L’unico personaggio che qui ama veramente, perché sa che deve imparare ad amare ogni giorno la moglie e la figlioletta, è il gentile Des. E dopo una carrellata di eccessi monopolizzata da Lionel, in cui l’efferatezza pare persino mite e l’aberrante diventa stranamente plausibile, solo nella terza parte il tono drammatico – pertanto morale in sé – ha il sopravvento. Qualcuno ha scatenato i cani della vendetta: Des ha rischiato qualcosa di peggiore della morte. La resa dei conti sarà agghiacciante, e consentirà alla logica di riprendersi i suoi diritti.

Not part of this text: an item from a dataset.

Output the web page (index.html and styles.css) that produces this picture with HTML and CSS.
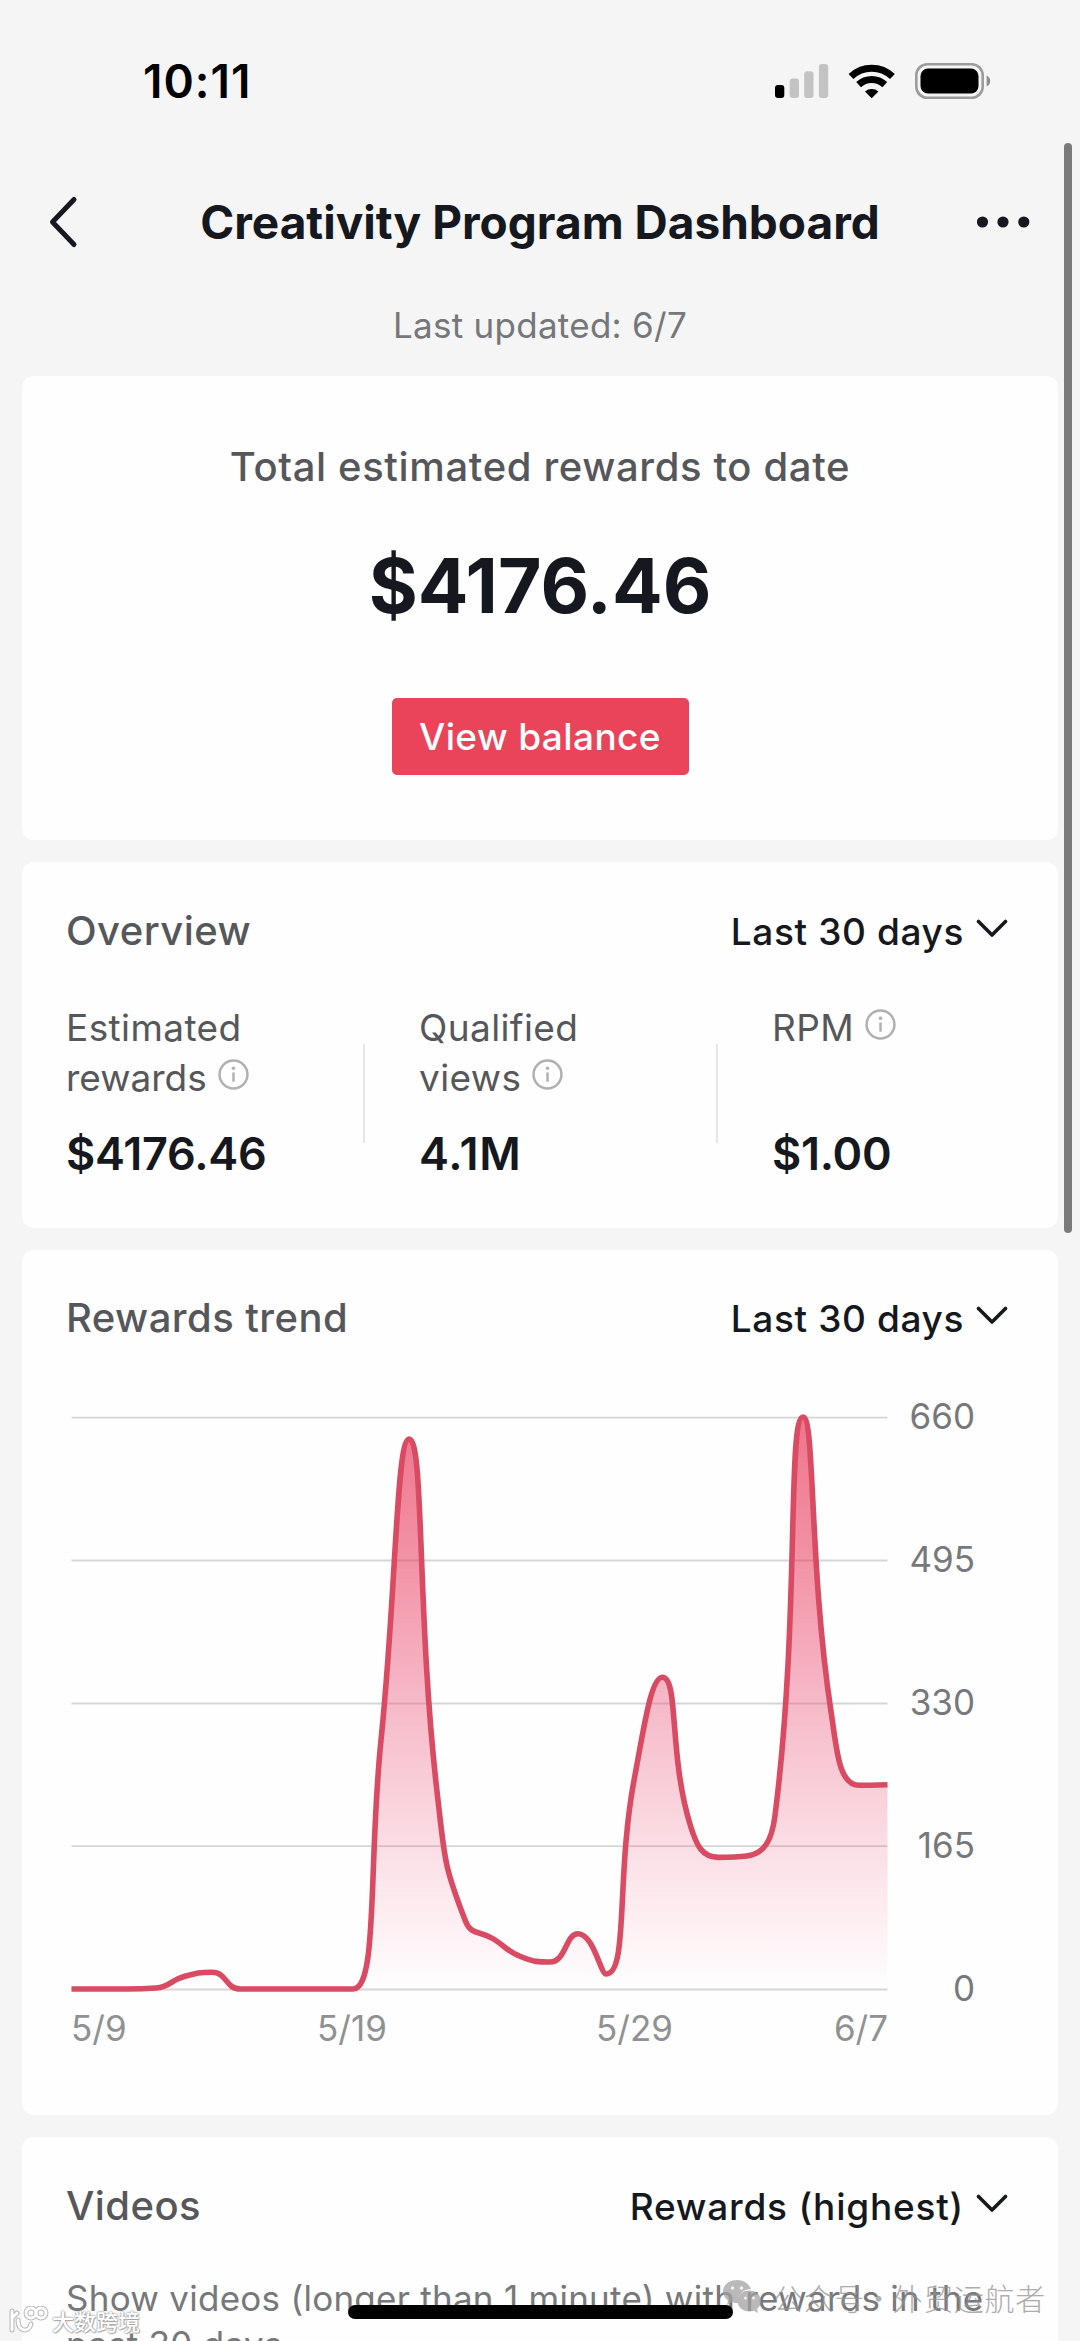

La traduzione di Federica Aceto si plasma con energia sui volubili toni della scrittura, dalla beceraggine di Lionel alla tenerezza ansiosa della paternità di Des, che serve a far risaltare la figura strampalata del protagonista. Si sa che la felicità scrive con inchiostro invisibile, ma è anche vero che un’insospettata e ben vivida dolcezza si stende ora sulla pagina di Amis, più posata rispetto ai furori ultrasaturi degli anni Ottanta, eppure non priva di affondi ancora memorabili. Di contro, sul versante cupo della scrittura, si sentono le «correnti ascensionali» del condominio fatiscente di Avalon Tower, «dense e pesanti e il fiato vecchio si accumulava e saliva su per i trentadue piani»; Diston, «con il suo canale ruttante e magmatico, i bassi tralicci sfrigolanti, i rifiuti sibilanti», è «un mondo in corsivo pieno di punti esclamativi», «un posto dove le calamità passavano di casa in casa come il postino». E anche se «le nuvole si stavano risistemando e formulavano grigi quesiti», un finale in tonalità imprevedibilmente maggiore allontana le angosce e stabilisce, se non una certezza, almeno una promessa di pace.